* WORK INSTRUCTIONS:
Count every line that holds the string "index", then give that number alone.

* DATASET EXTRACT:
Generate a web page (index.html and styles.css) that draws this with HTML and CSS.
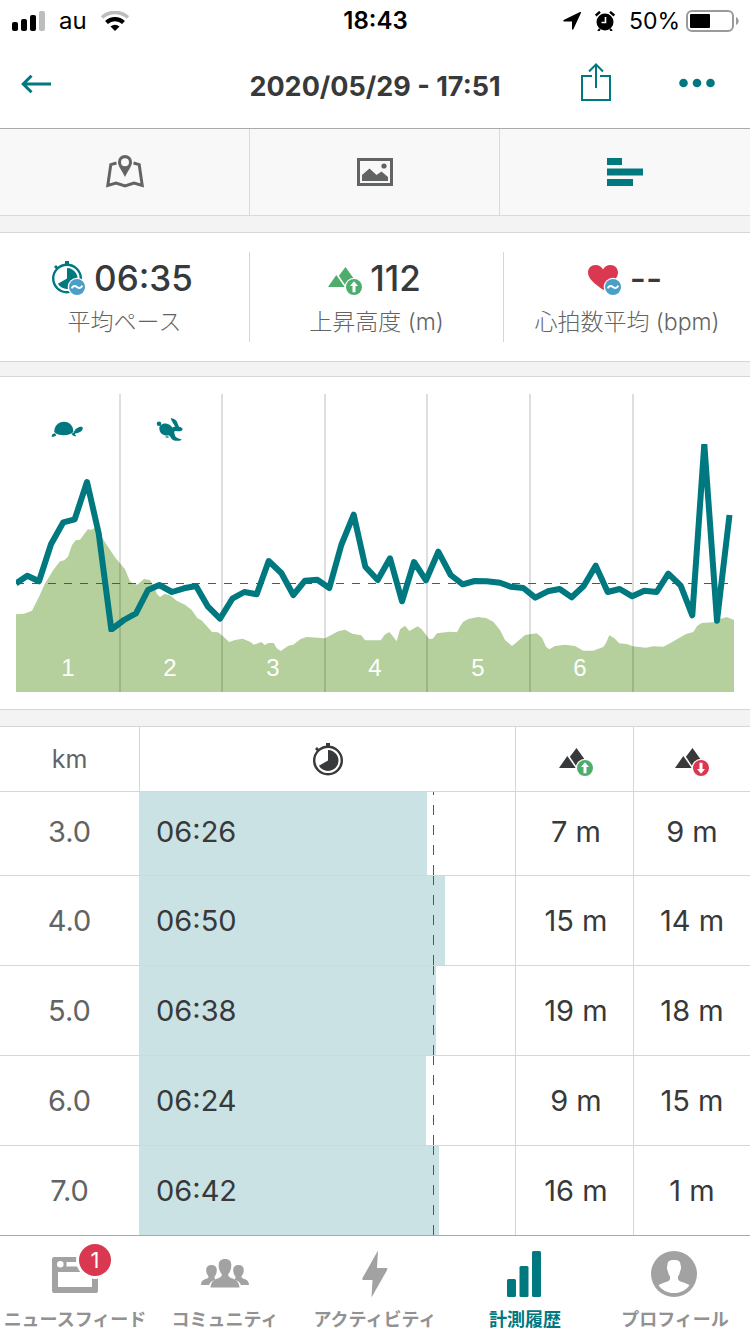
FILE: index.html
```
<!DOCTYPE html>
<html lang="ja">
  <head>
    <meta charset="UTF-8" />
    <meta name="viewport" content="width=device-width, initial-scale=1.0" />
    <title>計測履歴</title>
    <link rel="stylesheet" href="styles.css">
  </head>
  <body>
    <!-- shared icons -->
    <svg class="sprite" aria-hidden="true">
      <symbol id="stopwatch" viewBox="0 0 34 34">
        <path d="M13 0h4v4h-4zM2 6l2-2 3 3-2 2z" fill="currentColor" />
        <circle cx="15" cy="17.500" r="13.800" fill="none" stroke="currentColor" stroke-width="2.400" />
        <path d="M15 17.500V7A10.500 10.500 0 1 1 5.900 22.750z" fill="currentColor" />
      </symbol>
      <symbol id="mountains" viewBox="0 0 34 34">
        <path d="M0 26L8.300 14l8.400 12zM17.500 6l-6.600 8.800L18.500 26l9-6z" fill="currentColor" />
      </symbol>
      <symbol id="badge-avg" viewBox="0 0 34 34">
        <circle cx="25" cy="26" r="9.300" fill="#fff" />
        <circle cx="25" cy="26" r="8" fill="#4a9fc9" />
        <path d="M19.700 27.300c1.500-3.200 3.700-2.700 5.300-1.300s3.800 1.900 5.300-1.300" fill="none" stroke="#fff" stroke-width="2" />
      </symbol>
      <symbol id="badge-up" viewBox="0 0 34 34">
        <circle cx="26" cy="26" r="9.300" fill="#fff" />
        <circle cx="26" cy="26" r="8" fill="#4fad6c" />
        <path d="M26 20.300l4 4.700h-2.500v6.300h-3V25H22z" fill="#fff" />
      </symbol>
      <symbol id="badge-down" viewBox="0 0 34 34">
        <circle cx="26" cy="26" r="9.300" fill="#fff" />
        <circle cx="26" cy="26" r="8" fill="#da3850" />
        <path d="M26 31.700l4-4.700h-2.500v-6.300h-3V27H22z" fill="#fff" />
      </symbol>
    </svg>

    <div class="status-bar">
      <div class="status-left">
        <svg width="33" height="20" viewBox="0 0 33 20" aria-hidden="true">
          <rect x="0" y="11" width="6" height="9" rx="2" />
          <rect x="9" y="8" width="6" height="12" rx="2" />
          <rect x="18" y="4" width="6" height="16" rx="2" />
          <rect x="27" y="0" width="6" height="20" rx="2" fill="#bdbdbd" />
        </svg>
        <span>au</span>
        <svg width="28" height="20" viewBox="0 0 28 20" aria-hidden="true">
          <path d="M1 6.500A19 19 0 0 1 27 6.500" fill="none" stroke="#bdbdbd" stroke-width="3.600" />
          <path d="M5.500 11.500a12.500 12.500 0 0 1 17 0" fill="none" stroke="#000" stroke-width="4.200" />
          <path d="M14 20l-4.500-4.500a6.500 6.500 0 0 1 9 0z" />
        </svg>
      </div>
      <div class="status-time">18:43</div>
      <div class="status-right">
        <svg width="18" height="18" viewBox="0 0 18 18" aria-hidden="true">
          <path d="M17.300.700L1 8.700h8.700v8.300z" stroke="#000" stroke-width="1.400" stroke-linejoin="round" />
        </svg>
        <svg width="20" height="20" viewBox="0 0 20 20" aria-hidden="true">
          <circle cx="10" cy="11" r="8.500" />
          <path d="M.7 4.500L5 .800M19.300 4.500L15 .800" stroke="#000" stroke-width="2.400" />
          <path d="M15 18l2 2M5 18l-2 2" stroke="#000" stroke-width="2" />
          <path d="M10.500 6v5.500H6.500" fill="none" stroke="#fff" stroke-width="1.600" />
        </svg>
        <span class="battery-level">50%</span>
        <svg width="53" height="22" viewBox="0 0 53 22" aria-hidden="true">
          <rect x="1" y="1" width="46" height="20" rx="5" fill="none" stroke="#9a9a9a" stroke-width="2" />
          <rect x="4" y="4" width="20" height="14" rx="1" />
          <path d="M50 7c3.500 1.500 3.500 6.500 0 8z" fill="#9a9a9a" />
        </svg>
      </div>
    </div>

    <header class="header">
      <button class="icon-button" aria-label="戻る">
        <svg width="32" height="20" viewBox="0 0 32 20">
          <path d="M30 10H3M10.500 1.700L2.200 10l8.300 8.300" fill="none" stroke="currentColor" stroke-width="3" />
        </svg>
      </button>
      <h1>2020/05/29 - 17:51</h1>
      <div class="header-actions">
        <button class="icon-button" aria-label="共有">
          <svg width="30" height="38" viewBox="0 0 30 38">
            <path d="M11 13H1v24h28V13H19M15 25V2M8 8.500L15 1.500l7 7" fill="none" stroke="currentColor" stroke-width="2" />
          </svg>
        </button>
        <button class="icon-button" aria-label="メニュー">
          <svg width="36" height="38" viewBox="0 0 36 38">
            <g fill="currentColor">
              <circle cx="4.500" cy="20" r="4.300" />
              <circle cx="18" cy="20" r="4.300" />
              <circle cx="31.500" cy="20" r="4.300" />
            </g>
          </svg>
        </button>
      </div>
    </header>

    <nav class="view-tabs">
      <button class="view-tab" aria-label="地図">
        <svg width="38" height="34" viewBox="0 0 38 34">
          <path d="M10.500 8L4.800 9.600 1.800 30.400 10 28l9 3 9-3 8.200 2.400-3-20.800L27.500 8" fill="none" stroke="currentColor" stroke-width="3" />
          <path d="M19 0a7 7 0 0 1 7 7.200C26 11 22 15.500 19 22 16 15.500 12 11 12 7.200A7 7 0 0 1 19 0zm0 3.300a4 4 0 1 0 0 8 4 4 0 0 0 0-8z" fill="currentColor" fill-rule="evenodd" />
        </svg>
      </button>
      <button class="view-tab" aria-label="写真">
        <svg width="36" height="28" viewBox="0 0 36 28">
          <path d="M0 0h36v28H0zM3 3v22h30V3z" fill="currentColor" fill-rule="evenodd" />
          <path d="M5 23v-6l7.500-6.500 7 6.500 5-3.500 6.500 5.500v4z" fill="currentColor" />
          <circle cx="27" cy="8" r="2.600" fill="currentColor" />
        </svg>
      </button>
      <button class="view-tab active" aria-label="グラフ">
        <svg width="36" height="28" viewBox="0 0 36 28">
          <path d="M0 0h15v7H0zM0 10.500h36v7H0zM0 21h26v7H0z" fill="currentColor" />
        </svg>
      </button>
    </nav>

    <main>
      <section class="panel stats">
        <div class="stat">
          <div class="stat-value">
            <svg class="stat-icon teal" aria-hidden="true"><use href="#stopwatch" /><use href="#badge-avg" /></svg>
            06:35
          </div>
          <div class="stat-label">平均ペース</div>
        </div>
        <div class="stat">
          <div class="stat-value">
            <svg class="stat-icon green" aria-hidden="true"><use href="#mountains" /><use href="#badge-up" /></svg>
            112
          </div>
          <div class="stat-label">上昇高度 (m)</div>
        </div>
        <div class="stat">
          <div class="stat-value">
            <svg class="stat-icon" viewBox="0 0 34 34" aria-hidden="true">
              <path d="M15.500 29C6 22.500 0 17.500 0 11.500 0 7 3.300 4 7.500 4c3.500 0 6.300 1.800 7.500 4.500C16.200 5.800 19 4 22.500 4 26.700 4 30 7 30 11.500c0 6-6 11-14.500 17.500z" fill="#da3850" />
              <use href="#badge-avg" />
            </svg>
            --
          </div>
          <div class="stat-label">心拍数平均 (bpm)</div>
        </div>
      </section>

      <section class="panel chart">
        <svg viewBox="16 394 718 298" role="img" aria-label="ペースと高度">
          <clipPath id="plot"><rect x="16" y="444" width="718" height="188" /></clipPath>
          <path class="elevation" d="M16 692V614.300L24 613.700 32 610.700 39 596.700 44.700 584 53.300 570 60 561.300 64.300 560.300 68 556.700 72 545 75.700 540.300 80 539.700 88 529 90.700 530 94.700 528 98.700 531.700 105.300 542.700 115 557.300 125 569.300 130 581.300 133 583.500 137.300 584.700 144 579 150 580 154 586.700 157 594 160 597 165 593.700 170.700 595.700 176.700 600.700 185 604.700 191.700 610 197.300 618 202 620.700 212 632 218 632.300 222.700 636 229.300 642 235 640 242.700 638.700 250 641.700 254 644.700 261.300 642 264.700 645 268.700 643 273.700 643 276.700 648.300 280.700 651 288.300 645.700 293.300 644.700 300.700 639 306.700 637 325 638.300 338.300 631.300 345 629.700 352.300 633.700 361.300 635.300 365 640.300 380.700 640.300 384.700 634.700 389.300 632 393.300 636.700 396.700 641.300 400 629.300 405 625.700 409.300 631 417.700 626.300 421.700 629.300 429.300 639 432.700 638.700 437 633.300 450 631.700 457 632.300 460 626.500 463.300 621.700 468.300 619 477.700 617 486 618 493.300 621.700 500 630 505 640 512 646 516 642.700 525 635 536.700 633.300 542 637.700 546 646.700 549.300 649.300 555 646 565 644.700 575 646 583.300 650.700 593.300 650.700 603.300 647 606 643 609.300 635.300 614 638 619.300 643.300 627.700 644.300 632.700 646.300 645.700 647.700 653.300 646.300 663.300 646.700 670 643.300 686 634 693.300 632 697.300 625.700 701.700 623 716.700 622 720 619 726.700 617 734 620V692z" />
          <path class="split-lines" d="M120 394V692M222 394V692M325 394V692M427 394V692M530 394V692M633 394V692" />
          <path class="average" d="M16 583.500H728" />
          <polyline class="pace" clip-path="url(#plot)" points="16,583.500 27.300,575.700 39,581.300 51,544.300 63.300,522.300 74.700,519.300 87,482 98.700,533.300 111.300,629.500 124,620 136,613.300 148,590 159.300,585 172,592 184,588.300 196,586 208,606.700 220,618.700 232.300,598.700 244.300,592 256.700,594.300 268.700,561 281.300,573 293.300,595 305,580.700 317.300,579.700 329.300,588 341.300,545 353.700,514.700 365.300,566.700 377.700,580 390,558.300 402,601.300 414,562 426,580.300 438.300,551.700 450.700,575 462.700,584.300 474.700,581 486.700,581.300 500,582.700 510.700,586.700 523.300,588 535.300,597.700 547.700,591.300 559.700,589 571.700,597.300 583.700,586 595.700,565.700 607.700,592 619.700,589 632.300,596.300 644.300,590.700 656.700,592 668.300,573.700 680.700,585.700 692.300,615.300 704.300,444 717,620.700 729.500,515" />
          <!-- slowest split -->
          <g class="animal">
            <path d="M54.300 432c-.3-5.500 4-10.300 9.700-10.300s9.500 4.500 9.300 10.300c-2 2-5 3.200-9.300 3.200s-7.700-1-9.700-3.200z" />
            <path d="M73.500 432.700c1-2 2.200-4 3.800-4.700 2-1 3.700-1.600 5-1 .8 1.200.4 2.200 0 3-1 1.500-2 2-3 2.300-1.200.6-2.200.8-3.300 1-.9.300-1 .6-1.300 1l1.600 1.800c-1.500.5-2.500-.2-3.600-.8l-1.400-1.600zM51.700 436.700c-.2-1.700.7-3.100 3.300-3.400l1.300 2c-.9 1-2.800 1.900-4.600 1.400z" />
          </g>
          <!-- fastest split -->
          <g class="animal">
            <circle cx="159" cy="423.700" r="2.300" />
            <path d="M159.300 428c.4-3.500 4.200-5 7.700-4.300 4 1 5.300 3.800 6.600 6.500 1.200 2.600.8 5.300 2 6.500 1.500 1.500 4.500 2 6.200 2.800l-2 1.200c-2.500.2-5 .2-6.800-.7-1.700-1.200-2.800-3.500-4-4.700-4.500.8-9.700-1-9.700-7.300z" />
            <path d="M170.700 418c2.500.3 4.500 1.500 6 3.300l2.300 5.400c2 .3 3.500 1.300 3.700 2.600-.5 1.300-1.500 1.900-2.700 2-1.800.2-3.500-.5-5-.3l-1.700 1.700-1.700-4.900 3.500-1.300c-1.300-2.500-3.800-5.500-4.400-8.500zM165 437c1-1 3-1 4.200 0-1 1-3 1-4.200 0z" />
          </g>
          <g class="split-numbers">
            <text x="68" y="676">1</text>
            <text x="170" y="676">2</text>
            <text x="273" y="676">3</text>
            <text x="375" y="676">4</text>
            <text x="478" y="676">5</text>
            <text x="580" y="676">6</text>
          </g>
        </svg>
      </section>

      <table class="splits">
        <colgroup>
          <col class="col-distance" />
          <col />
          <col class="col-up" />
          <col class="col-down" />
        </colgroup>
        <thead>
          <tr>
            <th>km</th>
            <th aria-label="ペース"><svg class="stat-icon" viewBox="-2 -1 34 34" aria-hidden="true"><use href="#stopwatch" width="34" height="34" /></svg></th>
            <th aria-label="上昇"><svg class="stat-icon" aria-hidden="true"><use href="#mountains" /><use href="#badge-up" /></svg></th>
            <th aria-label="下降"><svg class="stat-icon" aria-hidden="true"><use href="#mountains" /><use href="#badge-down" /></svg></th>
          </tr>
        </thead>
        <tbody>
          <tr>
            <td>3.0</td>
            <td class="pace-cell"><div class="bar" style="width: 76.6%">06:26</div></td>
            <td>7 m</td>
            <td>9 m</td>
          </tr>
          <tr>
            <td>4.0</td>
            <td class="pace-cell"><div class="bar" style="width: 81.4%">06:50</div></td>
            <td>15 m</td>
            <td>14 m</td>
          </tr>
          <tr>
            <td>5.0</td>
            <td class="pace-cell"><div class="bar" style="width: 79%">06:38</div></td>
            <td>19 m</td>
            <td>18 m</td>
          </tr>
          <tr>
            <td>6.0</td>
            <td class="pace-cell"><div class="bar" style="width: 76.2%">06:24</div></td>
            <td>9 m</td>
            <td>15 m</td>
          </tr>
          <tr>
            <td>7.0</td>
            <td class="pace-cell"><div class="bar" style="width: 79.8%">06:42</div></td>
            <td>16 m</td>
            <td>1 m</td>
          </tr>
        </tbody>
      </table>
    </main>

    <nav class="tab-bar">
      <a href="#feed">
        <span class="tab-icon">
          <svg width="48" height="48" viewBox="0 0 48 48" aria-hidden="true">
            <path d="M3 7h42a2 2 0 0 1 2 2v32a2 2 0 0 1-2 2H3a2 2 0 0 1-2-2V9a2 2 0 0 1 2-2zm4 15v15h34V22zM9.300 11a3.300 3.300 0 1 0 0 6.600 3.300 3.300 0 0 0 0-6.600zM15.500 12v4.500H30V12z" fill="currentColor" fill-rule="evenodd" />
            <circle cx="44" cy="10" r="19" fill="#fff" />
          </svg>
          <span class="count">1</span>
        </span>
        ニュースフィード
      </a>
      <a href="#community">
        <span class="tab-icon">
          <svg width="48" height="48" viewBox="0 0 48 48" aria-hidden="true">
            <path d="M24 9c4.200 0 6.300 2.200 6.300 6 0 3.500-1 7-3 9-.4 2 .5 3 2.700 4 4 1.300 8 3 8.500 9.500h-29C10 31 14 29.300 18 28c2.200-1 3.100-2 2.700-4-2-2-3-5.500-3-9 0-3.800 2.100-6 6.300-6z" fill="currentColor" />
            <path d="M10.500 15c3.300 0 5.300 1.700 5.300 5 0 2.500-.8 5-2.200 6.500-.3 1.500 0 2.500 1.200 3-3.500 1.200-5.500 2.500-6.800 5.500H0c.3-4.500 2.500-5.300 5.500-6.300 2-.7 2.200-1.500 1.900-2.500C6 24.500 5.200 22.500 5.200 20c0-3.300 2-5 5.300-5zM37.500 15c-3.300 0-5.300 1.700-5.300 5 0 2.500.8 5 2.200 6.500.3 1.500 0 2.500-1.200 3 3.500 1.200 5.500 2.500 6.800 5.500h8c-.3-4.500-2.500-5.300-5.500-6.300-2-.7-2.200-1.500-1.900-2.500 1.400-1.700 2.200-3.700 2.200-6.200 0-3.300-2-5-5.300-5z" fill="currentColor" />
          </svg>
        </span>
        コミュニティ
      </a>
      <a href="#activity">
        <span class="tab-icon">
          <svg width="48" height="48" viewBox="0 0 48 48" aria-hidden="true">
            <path d="M27 .500L11.500 28c-.6 1.300 0 2 1.200 2H21.500L20.500 47.500 36.200 19.800c.5-1 0-1.800-1.200-1.800h-9z" fill="currentColor" />
          </svg>
        </span>
        アクティビティ
      </a>
      <a href="#history" class="active">
        <span class="tab-icon">
          <svg width="48" height="48" viewBox="0 0 48 48" aria-hidden="true">
            <g fill="currentColor">
              <rect x="6" y="29" width="9" height="18" rx="1.500" />
              <rect x="18.500" y="16" width="9" height="31" rx="1.500" />
              <rect x="31" y="1" width="9" height="46" rx="1.500" />
            </g>
          </svg>
        </span>
        計測履歴
      </a>
      <a href="#profile">
        <span class="tab-icon">
          <svg width="48" height="48" viewBox="0 0 48 48" aria-hidden="true">
            <circle cx="23" cy="24" r="23" fill="currentColor" />
            <path d="M23 10c5 0 6.500 1.500 6.500 5 1 2 .5 5-.5 6.500-.3 2-1 3.500-2 5-.4 3 .5 4.300 3 5.200 4 1.200 6.500 2 8.500 3.500C35 40 30 43 23 43S11 40 7.500 35.200c2-1.500 4.500-2.300 8.500-3.500 2.500-.9 3.400-2.200 3-5.200-1-1.500-1.700-3-2-5-1-1.500-1.500-4.500-.5-6.500 0-3.500 1.500-5 6.500-5z" fill="#fff" />
          </svg>
        </span>
        プロフィール
      </a>
    </nav>
  </body>
</html>
```
FILE: styles.css
```
* {
  box-sizing: border-box;
}

body {
  margin: 0;
  background-color: #f3f3f3;
  color: #38393a;
  font-family: Inter, "Noto Sans CJK JP", sans-serif;
}

svg {
  display: block;
}

button {
  border: none;
  padding: 0;
  background: none;
  cursor: pointer;
}

.sprite {
  position: absolute;
  width: 0;
  height: 0;
}

/* Status bar */
.status-bar {
  display: grid;
  grid-template-columns: 1fr auto 1fr;
  align-items: center;
  height: 40px;
  padding: 1px 11px 0 12px;
  background-color: #fff;
  color: #000;
  font-size: 24px;
}

.status-left,
.status-right {
  display: flex;
  align-items: center;
  gap: 14px;
}

.status-right {
  justify-content: flex-end;
}

.status-right svg:last-child {
  margin-left: -8px;
}

.status-time {
  font-weight: 600;
}

.battery-level {
  font-size: 23px;
}

/* Header */
.header {
  display: grid;
  grid-template-columns: minmax(0, 1fr) auto minmax(0, 1fr);
  align-items: center;
  height: 89px;
  padding: 0 21px;
  border-bottom: 1px solid #aaa;
  background-color: #fff;
}

.header h1 {
  margin: 0;
  padding-top: 4px;
  font-size: 27px;
  font-weight: 700;
}

.icon-button {
  justify-self: start;
  color: #007880;
}

.header-actions {
  display: flex;
  justify-content: flex-end;
  gap: 68px;
  padding: 0 14px 4px 0;
}

/* Map / photos / charts */
.view-tabs {
  display: grid;
  grid-template-columns: repeat(3, 1fr);
  height: 87px;
  border-bottom: 1px solid #d9d9d9;
  background-color: #f8f8f8;
}

.view-tab {
  display: flex;
  align-items: center;
  justify-content: center;
  border-right: 1px solid #d9d9d9;
  color: #626463;
}

.view-tab:last-child {
  border-right: none;
}

.view-tab.active {
  color: #007880;
}

.panel {
  border-top: 1px solid #d5d7d7;
  border-bottom: 1px solid #d5d7d7;
  background-color: #fff;
}

/* Stats */
.stats {
  display: grid;
  grid-template-columns: 250fr 254fr 246fr;
  margin: 16px 0 14px;
  padding: 19px 0;
}

.stat {
  display: flex;
  flex-direction: column;
  align-items: center;
  height: 90px;
  border-right: 1px solid #d5d7d7;
}

.stat:last-child {
  border-right: none;
}

.stat-value {
  display: flex;
  align-items: center;
  gap: 8px;
  padding-right: 4px;
  line-height: 52px;
  font-size: 35px;
  font-weight: 500;
}

.stat-icon {
  width: 34px;
  height: 34px;
}

.stat-label {
  line-height: 36px;
  color: #626463;
  font-size: 23px;
  font-weight: 300;
}

.teal {
  color: #007880;
}

.green {
  color: #4fad6c;
}

/* Chart */
.chart {
  margin-bottom: 16px;
  padding: 17px 16px;
}

.elevation {
  fill: #b5d09c;
}

.split-lines {
  stroke: #000;
  stroke-opacity: 0.13;
  stroke-width: 2;
}

.average {
  stroke: #007880;
  stroke-dasharray: 8 8;
}

.pace {
  fill: none;
  stroke: #007880;
  stroke-width: 6;
  stroke-linejoin: round;
}

.animal {
  fill: #007880;
}

.split-numbers {
  fill: #fff;
  font-family: "Liberation Sans", sans-serif;
  font-size: 24px;
  text-anchor: middle;
}

/* Splits */
.splits {
  width: 100%;
  table-layout: fixed;
  border-collapse: separate;
  border-spacing: 0;
  border-top: 1px solid #d5d7d7;
  background-color: #fff;
}

.col-distance {
  width: 139px;
}

.col-up {
  width: 118px;
}

.col-down {
  width: 116px;
}

th {
  height: 65px;
  padding: 0;
  border-bottom: 1px solid #d5d7d7;
  color: #38393a;
}

th:first-child {
  color: #626463;
  font-size: 25px;
  font-weight: 400;
}

th:nth-child(2) {
  border-left: 1px solid #d5d7d7;
}

th .stat-icon {
  margin: 0 auto;
}

td {
  height: 90px;
  padding: 0;
  border-bottom: 1px solid #d5d7d7;
  font-size: 29px;
  text-align: center;
}

td:first-child {
  color: #626463;
}

th:nth-child(2),
th:nth-child(3),
td:nth-child(2),
td:nth-child(3) {
  border-right: 1px solid #d5d7d7;
}

th:nth-child(3),
td:nth-child(3) {
  padding-left: 3px;
}

.pace-cell {
  position: relative;
}

.bar {
  height: 89px;
  padding-left: 17px;
  background-color: #cbe2e4;
  line-height: 90px;
  text-align: left;
}

/* average pace marker */
.pace-cell::after {
  content: "";
  position: absolute;
  top: 0;
  bottom: 0;
  left: 78.3%;
  width: 1px;
  background: repeating-linear-gradient(to top, #007880 0 10px, transparent 10px 20px);
}

/* first visible row is partly scrolled under the header */
tbody tr:first-child td {
  height: 84px;
  padding-bottom: 5px;
}

tbody tr:first-child .pace-cell {
  padding-bottom: 0;
}

tbody tr:first-child .bar {
  height: 83px;
  line-height: 80px;
}

tbody tr:last-child td {
  height: 89px;
  border-bottom: none;
}

/* Bottom navigation */
.tab-bar {
  position: sticky;
  bottom: 0;
  display: grid;
  grid-template-columns: repeat(5, 1fr);
  height: 99px;
  border-top: 1px solid #aaa;
  background-color: #fff;
}

.tab-bar a {
  display: flex;
  flex-direction: column;
  align-items: center;
  padding-top: 14px;
  color: #929292;
  font-size: 18px;
  font-weight: 700;
  line-height: 24px;
  text-decoration: none;
  white-space: nowrap;
}

.tab-bar a.active {
  color: #007880;
}

.tab-icon {
  position: relative;
  margin-bottom: 10px;
  color: #a2a2a2;
}

.active .tab-icon {
  color: #007880;
}

.count {
  position: absolute;
  top: -6px;
  left: 28px;
  width: 32px;
  height: 32px;
  border-radius: 50%;
  background-color: #da3850;
  color: #fff;
  font-size: 22px;
  font-weight: 400;
  line-height: 32px;
  text-align: center;
}
```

* RESULT OF THE EXERCISE:
2